Some organizations might be content pointing to past successes, but the ACC is an ambitious, forward-looking professional society. Reflecting the growing importance of advocacy—to our members and to persons with cardiovascular disease—the College acted recently to enhance our ability to articulate our perspectives and our concerns. We just created a 501(c)(6) entity to complement our traditional 501(c)(3) organization. This innovation means that we can devote more funds to advocacy, can form a Political Action Committee (PAC), and can partner more effectively with our chapters. These important changes have come at the right time. As cardiovascular specialists, we’re dealing with dramatic cuts in Medicare reimbursement, skyrocketing liability insurance rates, and a multitude of other challenges that have a direct impact on how we practice and provide care. And it doesn’t matter what context we’re in; we’re all affected.
Cardiovascular specialists are generally optimistic. This positive attitude reflects our ability to help patients today and our shared vision of a future filled with promise. But innovation and invention are only part of the equation. Practitioner and academic cardiologists share very real concerns about how to provide high-quality and technologically sophisticated care in the face of unrelenting cuts in Medicare reimbursement. Their once clear vision of the future is clouded by the practical implications of continuing fee cuts. I want to assure you that the ACC is responding aggressively to this stressful situation. My next President’s Page will focus on Medicare reimbursement and reform as well as other specific advocacy issues that the ACC is addressing.
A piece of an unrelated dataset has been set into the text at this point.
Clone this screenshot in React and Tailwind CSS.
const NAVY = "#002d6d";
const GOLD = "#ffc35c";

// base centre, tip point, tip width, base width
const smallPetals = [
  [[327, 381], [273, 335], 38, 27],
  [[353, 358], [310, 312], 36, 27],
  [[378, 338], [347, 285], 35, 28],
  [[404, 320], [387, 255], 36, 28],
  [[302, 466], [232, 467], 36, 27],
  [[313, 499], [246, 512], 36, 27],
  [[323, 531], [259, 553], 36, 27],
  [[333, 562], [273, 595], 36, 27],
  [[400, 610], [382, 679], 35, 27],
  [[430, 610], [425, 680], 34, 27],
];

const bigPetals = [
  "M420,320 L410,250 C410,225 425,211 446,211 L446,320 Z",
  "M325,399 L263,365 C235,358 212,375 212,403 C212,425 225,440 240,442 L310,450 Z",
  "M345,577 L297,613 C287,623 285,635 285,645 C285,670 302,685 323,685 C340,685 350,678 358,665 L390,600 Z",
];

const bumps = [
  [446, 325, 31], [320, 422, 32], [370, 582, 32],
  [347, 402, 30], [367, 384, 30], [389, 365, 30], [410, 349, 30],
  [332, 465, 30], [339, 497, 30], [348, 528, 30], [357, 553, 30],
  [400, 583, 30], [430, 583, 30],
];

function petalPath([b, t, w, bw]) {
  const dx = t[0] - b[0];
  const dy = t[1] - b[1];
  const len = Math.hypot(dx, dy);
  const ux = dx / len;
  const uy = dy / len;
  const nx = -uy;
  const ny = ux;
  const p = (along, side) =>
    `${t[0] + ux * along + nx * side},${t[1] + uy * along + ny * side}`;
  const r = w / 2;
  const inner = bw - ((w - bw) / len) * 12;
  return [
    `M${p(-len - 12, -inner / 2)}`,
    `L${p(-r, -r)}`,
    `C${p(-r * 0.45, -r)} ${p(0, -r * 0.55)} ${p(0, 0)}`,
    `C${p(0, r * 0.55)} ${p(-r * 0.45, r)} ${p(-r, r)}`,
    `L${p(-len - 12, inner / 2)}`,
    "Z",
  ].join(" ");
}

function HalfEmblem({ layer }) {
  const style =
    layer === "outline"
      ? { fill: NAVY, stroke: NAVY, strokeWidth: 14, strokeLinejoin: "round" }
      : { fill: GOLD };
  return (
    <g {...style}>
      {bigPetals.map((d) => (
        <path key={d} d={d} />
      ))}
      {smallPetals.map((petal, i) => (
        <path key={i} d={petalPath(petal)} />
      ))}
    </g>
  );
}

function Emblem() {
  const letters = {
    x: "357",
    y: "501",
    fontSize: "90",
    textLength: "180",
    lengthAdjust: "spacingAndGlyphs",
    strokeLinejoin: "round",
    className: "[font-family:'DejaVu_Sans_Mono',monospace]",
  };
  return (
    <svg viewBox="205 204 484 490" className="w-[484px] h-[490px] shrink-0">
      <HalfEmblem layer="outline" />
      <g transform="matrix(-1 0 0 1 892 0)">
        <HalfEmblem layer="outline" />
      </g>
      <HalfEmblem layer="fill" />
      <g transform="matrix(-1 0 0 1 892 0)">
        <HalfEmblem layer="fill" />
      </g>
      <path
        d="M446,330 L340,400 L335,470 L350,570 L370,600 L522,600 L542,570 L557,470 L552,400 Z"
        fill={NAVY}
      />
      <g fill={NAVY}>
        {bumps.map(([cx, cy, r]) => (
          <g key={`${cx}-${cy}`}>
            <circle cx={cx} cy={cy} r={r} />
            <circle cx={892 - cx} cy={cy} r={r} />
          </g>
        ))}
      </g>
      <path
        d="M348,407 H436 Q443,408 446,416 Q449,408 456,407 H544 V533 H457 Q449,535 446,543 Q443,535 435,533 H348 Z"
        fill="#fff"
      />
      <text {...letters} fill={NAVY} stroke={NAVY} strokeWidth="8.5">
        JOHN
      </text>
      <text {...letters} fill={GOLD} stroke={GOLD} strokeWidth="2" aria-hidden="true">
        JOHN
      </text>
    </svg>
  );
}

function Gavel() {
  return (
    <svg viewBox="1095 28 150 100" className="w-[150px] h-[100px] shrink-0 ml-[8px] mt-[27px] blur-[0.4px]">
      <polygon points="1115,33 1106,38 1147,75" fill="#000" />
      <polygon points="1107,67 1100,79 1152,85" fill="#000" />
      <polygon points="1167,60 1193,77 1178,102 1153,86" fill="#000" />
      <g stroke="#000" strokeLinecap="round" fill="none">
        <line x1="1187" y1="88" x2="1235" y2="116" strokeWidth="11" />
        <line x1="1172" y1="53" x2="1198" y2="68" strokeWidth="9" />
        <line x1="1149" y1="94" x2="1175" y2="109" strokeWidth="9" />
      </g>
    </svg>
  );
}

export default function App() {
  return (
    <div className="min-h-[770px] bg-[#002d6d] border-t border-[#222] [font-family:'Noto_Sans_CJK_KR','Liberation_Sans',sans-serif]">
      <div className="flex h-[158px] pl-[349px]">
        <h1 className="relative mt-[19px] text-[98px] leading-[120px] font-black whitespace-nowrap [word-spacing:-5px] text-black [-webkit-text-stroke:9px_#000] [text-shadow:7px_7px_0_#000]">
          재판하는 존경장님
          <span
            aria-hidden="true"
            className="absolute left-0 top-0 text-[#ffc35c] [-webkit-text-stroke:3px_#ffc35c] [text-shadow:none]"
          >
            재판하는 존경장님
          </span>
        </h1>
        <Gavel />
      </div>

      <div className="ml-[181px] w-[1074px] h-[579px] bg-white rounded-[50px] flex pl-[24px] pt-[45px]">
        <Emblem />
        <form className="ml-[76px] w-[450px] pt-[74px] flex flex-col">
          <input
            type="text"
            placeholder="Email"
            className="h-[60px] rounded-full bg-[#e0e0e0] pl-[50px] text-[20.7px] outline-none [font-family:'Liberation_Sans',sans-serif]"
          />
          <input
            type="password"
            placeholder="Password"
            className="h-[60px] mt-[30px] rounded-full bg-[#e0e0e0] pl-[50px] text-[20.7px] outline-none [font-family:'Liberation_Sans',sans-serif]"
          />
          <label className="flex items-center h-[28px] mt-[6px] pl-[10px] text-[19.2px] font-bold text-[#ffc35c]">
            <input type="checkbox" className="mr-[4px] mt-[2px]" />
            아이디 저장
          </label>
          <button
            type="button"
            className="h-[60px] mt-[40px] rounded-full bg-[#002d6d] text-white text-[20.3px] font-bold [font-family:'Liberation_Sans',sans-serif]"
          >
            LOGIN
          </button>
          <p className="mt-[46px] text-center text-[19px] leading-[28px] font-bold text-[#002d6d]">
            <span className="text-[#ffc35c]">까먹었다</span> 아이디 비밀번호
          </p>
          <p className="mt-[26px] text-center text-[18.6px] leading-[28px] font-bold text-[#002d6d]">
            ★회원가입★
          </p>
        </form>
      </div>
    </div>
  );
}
Change doesn’t come quickly in Washington, and patience and persistence are essential. One point cannot be overstated: more ACC members must get involved in the process. As busy cardiovascular specialists, it’s easy to rationalize that someone else is addressing our concerns or that our College is focusing on them. We are, but we need your help. The ACC is an organization of 28,000 members, and every voice that joins the chorus amplifies the advocacy message—especially when Congress is involved. Members of Congress listen to their constituents; they listen to you. If we hope to succeed in advocacy as we have in education, we must work together—and work as individuals.
Whether we are educating each other, developing clinical practice guidelines, or advocating for fair and logical reimbursement policy, we need the insights and energy of our members. If you want to influence health care policy and reimbursement philosophy, get involved. There are many opportunities: become a “key contact” that links the College with your elected national representatives, make a contribution to our new PAC, or get involved with your ACC chapter. Better yet, do each of these things. As a professional society and as individual physicians, we can make a difference. How much of a difference depends on the commitment each College member makes to helping us achieve our ambitious advocacy goals.
I thank Carmen Phillips for his valuable contribution to this essay.